Supplied material ▸
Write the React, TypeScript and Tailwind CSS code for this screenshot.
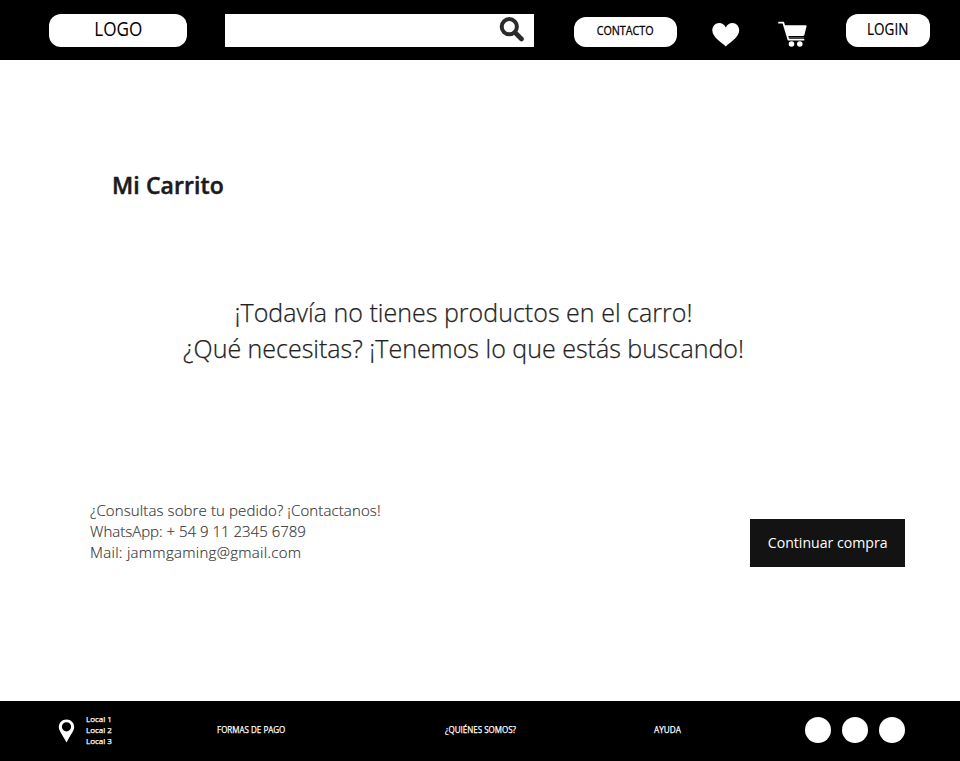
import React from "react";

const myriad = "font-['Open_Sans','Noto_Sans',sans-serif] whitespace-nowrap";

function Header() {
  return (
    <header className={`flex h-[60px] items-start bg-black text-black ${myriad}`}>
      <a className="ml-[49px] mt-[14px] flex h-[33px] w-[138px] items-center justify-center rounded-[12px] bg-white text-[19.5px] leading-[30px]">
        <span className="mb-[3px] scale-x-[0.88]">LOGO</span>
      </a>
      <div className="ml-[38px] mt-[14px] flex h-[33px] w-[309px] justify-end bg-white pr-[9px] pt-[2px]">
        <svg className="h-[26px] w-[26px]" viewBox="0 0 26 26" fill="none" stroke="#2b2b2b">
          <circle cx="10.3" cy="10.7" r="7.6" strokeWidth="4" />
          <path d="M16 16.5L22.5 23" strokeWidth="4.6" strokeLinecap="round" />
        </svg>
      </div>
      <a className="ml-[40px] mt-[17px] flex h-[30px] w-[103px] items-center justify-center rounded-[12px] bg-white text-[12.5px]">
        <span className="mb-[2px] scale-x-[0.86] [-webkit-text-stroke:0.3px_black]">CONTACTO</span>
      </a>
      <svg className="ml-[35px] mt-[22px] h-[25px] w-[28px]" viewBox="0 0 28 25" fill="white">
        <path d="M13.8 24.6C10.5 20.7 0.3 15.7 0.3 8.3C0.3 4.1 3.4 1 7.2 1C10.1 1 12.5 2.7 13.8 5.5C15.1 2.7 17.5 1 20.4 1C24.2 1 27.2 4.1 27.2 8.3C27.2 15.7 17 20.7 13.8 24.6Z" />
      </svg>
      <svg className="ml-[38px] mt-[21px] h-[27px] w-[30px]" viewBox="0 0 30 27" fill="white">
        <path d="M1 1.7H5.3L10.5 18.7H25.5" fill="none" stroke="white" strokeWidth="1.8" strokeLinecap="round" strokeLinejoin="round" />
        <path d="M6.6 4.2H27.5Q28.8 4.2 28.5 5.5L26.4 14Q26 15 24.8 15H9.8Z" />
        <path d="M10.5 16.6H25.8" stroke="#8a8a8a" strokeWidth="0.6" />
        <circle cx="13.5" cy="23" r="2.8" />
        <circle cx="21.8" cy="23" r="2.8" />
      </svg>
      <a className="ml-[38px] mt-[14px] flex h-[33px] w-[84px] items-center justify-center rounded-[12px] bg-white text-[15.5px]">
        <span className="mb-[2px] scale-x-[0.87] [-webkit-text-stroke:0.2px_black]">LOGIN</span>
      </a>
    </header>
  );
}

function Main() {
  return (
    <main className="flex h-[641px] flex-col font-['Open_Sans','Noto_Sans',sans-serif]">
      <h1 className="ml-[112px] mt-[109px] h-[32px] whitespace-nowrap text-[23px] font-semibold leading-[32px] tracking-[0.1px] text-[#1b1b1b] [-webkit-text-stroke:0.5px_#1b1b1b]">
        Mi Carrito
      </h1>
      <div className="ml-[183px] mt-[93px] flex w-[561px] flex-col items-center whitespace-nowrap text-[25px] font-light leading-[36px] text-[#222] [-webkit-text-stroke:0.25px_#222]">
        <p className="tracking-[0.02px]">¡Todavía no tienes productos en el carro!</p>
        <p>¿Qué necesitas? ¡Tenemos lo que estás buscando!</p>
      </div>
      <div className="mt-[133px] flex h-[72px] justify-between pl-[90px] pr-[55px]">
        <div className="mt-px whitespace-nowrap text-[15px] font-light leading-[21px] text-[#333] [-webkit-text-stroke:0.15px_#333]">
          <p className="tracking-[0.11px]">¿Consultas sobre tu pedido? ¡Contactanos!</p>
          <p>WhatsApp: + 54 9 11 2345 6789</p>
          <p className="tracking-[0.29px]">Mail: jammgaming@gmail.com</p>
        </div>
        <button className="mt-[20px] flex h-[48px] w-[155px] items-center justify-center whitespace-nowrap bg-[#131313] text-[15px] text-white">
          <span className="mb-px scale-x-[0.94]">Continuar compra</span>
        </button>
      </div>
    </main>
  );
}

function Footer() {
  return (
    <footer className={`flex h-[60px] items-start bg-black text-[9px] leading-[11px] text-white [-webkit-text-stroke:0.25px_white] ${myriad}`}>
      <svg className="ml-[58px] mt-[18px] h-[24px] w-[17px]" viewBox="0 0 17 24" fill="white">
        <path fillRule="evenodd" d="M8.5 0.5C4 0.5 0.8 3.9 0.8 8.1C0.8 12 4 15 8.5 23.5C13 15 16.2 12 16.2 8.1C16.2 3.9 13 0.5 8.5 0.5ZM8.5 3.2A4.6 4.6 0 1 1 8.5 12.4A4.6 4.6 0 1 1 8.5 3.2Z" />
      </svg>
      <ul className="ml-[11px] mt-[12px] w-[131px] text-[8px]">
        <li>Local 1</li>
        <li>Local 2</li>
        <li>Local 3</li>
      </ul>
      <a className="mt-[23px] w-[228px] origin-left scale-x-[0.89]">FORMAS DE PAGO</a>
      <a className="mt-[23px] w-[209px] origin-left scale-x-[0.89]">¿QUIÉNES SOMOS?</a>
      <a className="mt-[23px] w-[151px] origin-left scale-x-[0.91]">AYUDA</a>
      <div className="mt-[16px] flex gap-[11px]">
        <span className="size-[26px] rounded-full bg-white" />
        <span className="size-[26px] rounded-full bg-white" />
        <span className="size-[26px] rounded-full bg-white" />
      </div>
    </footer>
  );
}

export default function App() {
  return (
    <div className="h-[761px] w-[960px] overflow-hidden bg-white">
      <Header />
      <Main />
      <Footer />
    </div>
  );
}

Exercise details ▸ List all lines where "React" occurs.

Result ▸
Write the React, TypeScript and Tailwind CSS code for this screenshot.
import React from "react";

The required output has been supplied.